# SOURCE MATERIAL
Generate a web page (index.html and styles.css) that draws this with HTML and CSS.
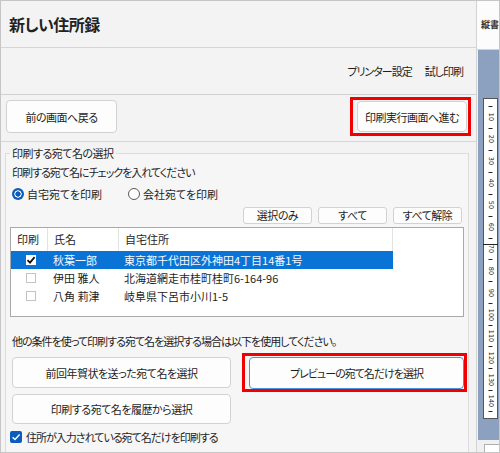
FILE: index.html
```html
<!DOCTYPE html>
<html lang="ja">
<head>
  <meta charset="utf-8">
  <title>新しい住所録</title>
  <link rel="stylesheet" href="styles.css">
</head>
<body>
  <div class="window">
    <div class="main">
      <div class="title-bar">
        <h1>新しい住所録</h1>
      </div>

      <div class="toolbar">
        <a href="#">プリンター設定</a>
        <a href="#">試し印刷</a>
      </div>

      <div class="nav-row">
        <button class="btn btn-back">前の画面へ戻る</button>
        <span class="mark mark-next">
          <button class="btn btn-next">印刷実行画面へ進む</button>
        </span>
      </div>

      <fieldset class="select-group">
        <legend>印刷する宛て名の選択</legend>
        <p class="hint">印刷する宛て名にチェックを入れてください</p>

        <div class="radios">
          <label class="radio radio-home"><span class="radio-dot checked"></span>自宅宛てを印刷</label>
          <label class="radio"><span class="radio-dot"></span>会社宛てを印刷</label>
        </div>

        <div class="list-actions">
          <button class="btn btn-small">選択のみ</button>
          <button class="btn btn-small">すべて</button>
          <button class="btn btn-small">すべて解除</button>
        </div>

        <div class="listbox">
          <div class="list-head">
            <span class="cell">印刷</span>
            <span class="cell">氏名</span>
            <span class="cell">自宅住所</span>
            <span class="cell cell-rest"></span>
          </div>
          <div class="list-row selected">
            <span class="cell cell-check">
              <span class="box checked">
                <svg width="10" height="10" viewBox="0 0 10 10"><path d="M1.5 5.2 L4 7.6 L8.6 2.2" fill="none" stroke="#111" stroke-width="1.8"/></svg>
              </span>
            </span>
            <span class="cell">秋葉一郎</span>
            <span class="cell">東京都千代田区外神田4丁目14番1号</span>
          </div>
          <div class="list-row">
            <span class="cell cell-check"><span class="box"></span></span>
            <span class="cell">伊田 雅人</span>
            <span class="cell">北海道網走市桂町桂町6-164-96</span>
          </div>
          <div class="list-row">
            <span class="cell cell-check"><span class="box"></span></span>
            <span class="cell">八角 莉津</span>
            <span class="cell">岐阜県下呂市小川1-5</span>
          </div>
        </div>

        <p class="note">他の条件を使って印刷する宛て名を選択する場合は以下を使用してください。</p>

        <div class="more">
          <div class="more-left">
            <button class="btn btn-wide">前回年賀状を送った宛て名を選択</button>
            <button class="btn btn-wide btn-history">印刷する宛て名を履歴から選択</button>
          </div>
          <span class="mark mark-preview">
            <button class="btn btn-preview">プレビューの宛て名だけを選択</button>
          </span>
        </div>

        <label class="check-row">
          <span class="check-blue">
            <svg width="12" height="12" viewBox="0 0 12 12"><path d="M2.6 6.2 L5 8.5 L9.6 3.6" fill="none" stroke="#fff" stroke-width="1.4"/></svg>
          </span>
          住所が入力されている宛て名だけを印刷する
        </label>
      </fieldset>
    </div>

    <aside class="ruler-pane">
      <div class="ruler-top">縦書</div>
      <div class="ruler-area">
        <svg class="ruler" width="15" height="321" viewBox="0 0 15 321">
          <rect x="0.5" y="0.5" width="14" height="320" fill="#fff" stroke="#555"/>
          <g stroke="#222" stroke-width="1">
            <line x1="5.5" y1="8.5" x2="9.5" y2="8.5"/>
            <line x1="5.5" y1="30.5" x2="9.5" y2="30.5"/>
            <line x1="5.5" y1="52.5" x2="9.5" y2="52.5"/>
            <line x1="5.5" y1="74.5" x2="9.5" y2="74.5"/>
            <line x1="5.5" y1="96.5" x2="9.5" y2="96.5"/>
            <line x1="5.5" y1="118.5" x2="9.5" y2="118.5"/>
            <line x1="5.5" y1="140.5" x2="9.5" y2="140.5"/>
            <line x1="0" y1="146.5" x2="15" y2="146.5"/>
            <line x1="5.5" y1="161.5" x2="9.5" y2="161.5"/>
            <line x1="5.5" y1="183.5" x2="9.5" y2="183.5"/>
            <line x1="5.5" y1="205.5" x2="9.5" y2="205.5"/>
            <line x1="5.5" y1="227.5" x2="9.5" y2="227.5"/>
            <line x1="5.5" y1="248.5" x2="9.5" y2="248.5"/>
            <line x1="5.5" y1="270.5" x2="9.5" y2="270.5"/>
            <line x1="5.5" y1="292.5" x2="9.5" y2="292.5"/>
            <line x1="5.5" y1="313.5" x2="9.5" y2="313.5"/>
          </g>
          <g class="ruler-num">
            <text x="7.5" y="19" transform="rotate(90 7.5 19)">10</text>
            <text x="7.5" y="41" transform="rotate(90 7.5 41)">20</text>
            <text x="7.5" y="63" transform="rotate(90 7.5 63)">30</text>
            <text x="7.5" y="85" transform="rotate(90 7.5 85)">40</text>
            <text x="7.5" y="107" transform="rotate(90 7.5 107)">50</text>
            <text x="7.5" y="129" transform="rotate(90 7.5 129)">60</text>
            <text x="7.5" y="151" transform="rotate(90 7.5 151)">70</text>
            <text x="7.5" y="173" transform="rotate(90 7.5 173)">80</text>
            <text x="7.5" y="195" transform="rotate(90 7.5 195)">90</text>
            <text x="7.5" y="217" transform="rotate(90 7.5 217)">100</text>
            <text x="7.5" y="238" transform="rotate(90 7.5 238)">110</text>
            <text x="7.5" y="260" transform="rotate(90 7.5 260)">120</text>
            <text x="7.5" y="282" transform="rotate(90 7.5 282)">130</text>
            <text x="7.5" y="303" transform="rotate(90 7.5 303)">140</text>
          </g>
        </svg>
      </div>
      <div class="ruler-bottom"><span class="mini-box"></span></div>
    </aside>
  </div>
</body>
</html>
```

FILE: styles.css
```css
body {
  margin: 0;
  font-family: "Noto Sans CJK JP", "Noto Sans", sans-serif;
  font-size: 11px;
  letter-spacing: -0.5px;
  font-feature-settings: "palt";
  color: #1e1e1e;
}

.window {
  display: flex;
  width: 500px;
  height: 453px;
  box-sizing: border-box;
  border: 1px solid #c6c6c6;
  background: #f3f3f3;
  overflow: hidden;
}

.main {
  width: 475px;
  flex: none;
  border-right: 1px solid #d3d3d3;
  overflow: hidden;
}

/* header */
.title-bar {
  height: 46px;
  border-bottom: 1px solid #d6d6d6;
}

h1 {
  margin: 0;
  padding-left: 8px;
  line-height: 46px;
  font-size: 16px;
  font-weight: bold;
  color: #222;
}

.toolbar {
  display: flex;
  justify-content: flex-end;
  align-items: center;
  gap: 13px;
  height: 46px;
  padding-right: 13px;
  border-bottom: 1px solid #d0d0d0;
  letter-spacing: -1px;
}

.toolbar a {
  color: #1e1e1e;
  text-decoration: none;
}

.nav-row {
  display: flex;
  justify-content: space-between;
  align-items: flex-start;
  height: 41px;
  padding: 5px 5px 0 5px;
  border-bottom: 1px solid #d6d6d6;
}

/* buttons */
.btn {
  display: block;
  margin: 0;
  padding: 0;
  font: inherit;
  letter-spacing: inherit;
  color: #1e1e1e;
  background: #fdfdfd;
  border: 1px solid #d2d2d2;
  border-radius: 4px;
}

.btn-back {
  width: 111px;
  height: 33px;
}

.mark {
  display: block;
  border: 3px solid #f00000;
}

.mark-next {
  margin-top: -3px;
  padding: 1px 1px 1px 4px;
}

.btn-next {
  width: 110px;
  height: 31px;
}

/* group box */
.select-group {
  margin: 4px 7px 0 4px;
  padding: 0 5px 40px 6px;
  border: 1px solid #dcdcdc;
  background: #f6f6f6;
  min-height: 320px;
}

.select-group legend {
  padding: 0 2px;
  margin-left: -2px;
  line-height: 14px;
}

.hint,
.note {
  margin: 0;
  line-height: 14px;
  letter-spacing: -1px;
}

.hint {
  margin-top: 5px;
}

.radios {
  display: flex;
  align-items: center;
  height: 14px;
  margin-top: 8px;
  letter-spacing: 0;
}

.radio {
  display: flex;
  align-items: center;
  gap: 3px;
}

.radio-home {
  width: 116px;
}

.radio-dot {
  width: 12px;
  height: 12px;
  box-sizing: border-box;
  border: 1px solid #5a5a5a;
  border-radius: 50%;
  background: #fff;
}

.radio-dot.checked {
  border: none;
  background: radial-gradient(circle, #0b5cbd 2.4px, #fff 2.9px, #fff 3.4px, #0b5cbd 3.9px);
}

.list-actions {
  display: flex;
  justify-content: flex-end;
  gap: 6px;
  margin-top: 6px;
  padding-right: 1px;
}

.btn-small {
  width: 69px;
  height: 17px;
  line-height: 15px;
  border-radius: 3px;
}

/* list */
.listbox {
  margin: 3px -1px 0 -2px;
  height: 88px;
  border: 1px solid #a9a9a9;
  background: #fff;
  letter-spacing: 0;
}

.list-head,
.list-row {
  display: grid;
  grid-template-columns: 37px 71px 274px 1fr;
}

.list-head {
  height: 23px;
  line-height: 23px;
}

.list-head .cell {
  padding-left: 6px;
  border-right: 1px solid #e3e3e3;
}

.list-head .cell-rest {
  border-right: none;
}

.list-row {
  height: 18px;
  line-height: 18px;
}

.list-row .cell {
  padding-left: 5px;
}

.list-row.selected .cell {
  background: #0a74d6;
  color: #f4f8ff;
}

.cell-check {
  display: flex;
  align-items: center;
  padding-left: 15px !important;
}

.box {
  display: block;
  width: 10px;
  height: 10px;
  box-sizing: border-box;
  border: 1px solid #c4c4c4;
  background: #fff;
}

.box.checked {
  border: none;
}

.box svg {
  display: block;
}

.note {
  margin-top: 17px;
}

/* lower buttons */
.more {
  display: flex;
  justify-content: space-between;
  align-items: flex-start;
  margin-top: 5px;
  margin-right: -4px;
}

.more-left {
  padding-top: 4px;
}

.btn-wide {
  width: 219px;
  height: 31px;
}

.btn-history {
  margin-top: 6px;
  height: 30px;
}

.mark-preview {
  padding: 1px 0 0 4px;
}

.btn-preview {
  width: 215px;
  height: 32px;
  border-color: #4c93de;
  letter-spacing: -1px;
}

.check-row {
  display: flex;
  align-items: center;
  gap: 4px;
  height: 14px;
  margin: 6px 0 0 -2px;
  letter-spacing: -1px;
}

.check-blue {
  width: 12px;
  height: 12px;
  border-radius: 2px;
  background: #0b5cbd;
}

.check-blue svg {
  display: block;
}

/* right pane with the ruler */
.ruler-pane {
  display: flex;
  flex-direction: column;
  width: 22px;
  flex: none;
}

.ruler-top {
  height: 48px;
  padding-left: 4px;
  line-height: 48px;
  font-size: 9px;
  font-weight: bold;
  letter-spacing: 0;
  color: #333;
  white-space: nowrap;
  overflow: hidden;
  background: #fcfcfc;
  border-bottom: 1px solid #d3d3d3;
}

.ruler-area {
  flex: 1;
  background: #8ba1bf;
  border-left: 1px solid #eef1f5;
}

.ruler {
  display: block;
  margin: 48px 0 0 5px;
}

.ruler-num {
  font-family: "DejaVu Sans", sans-serif;
  font-size: 6.5px;
  letter-spacing: 0;
  fill: #222;
  text-anchor: middle;
  dominant-baseline: central;
}

.ruler-bottom {
  height: 12px;
  background: #f0f0f0;
}

.mini-box {
  display: block;
  width: 16px;
  height: 10px;
  margin: 4px 0 0 7px;
  border: 1px solid #b0b0b0;
  background: #fff;
}
```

# SET TASK
Find each line holding "index". Copy it out.

# CORRECT OUTPUT
Generate a web page (index.html and styles.css) that draws this with HTML and CSS.
FILE: index.html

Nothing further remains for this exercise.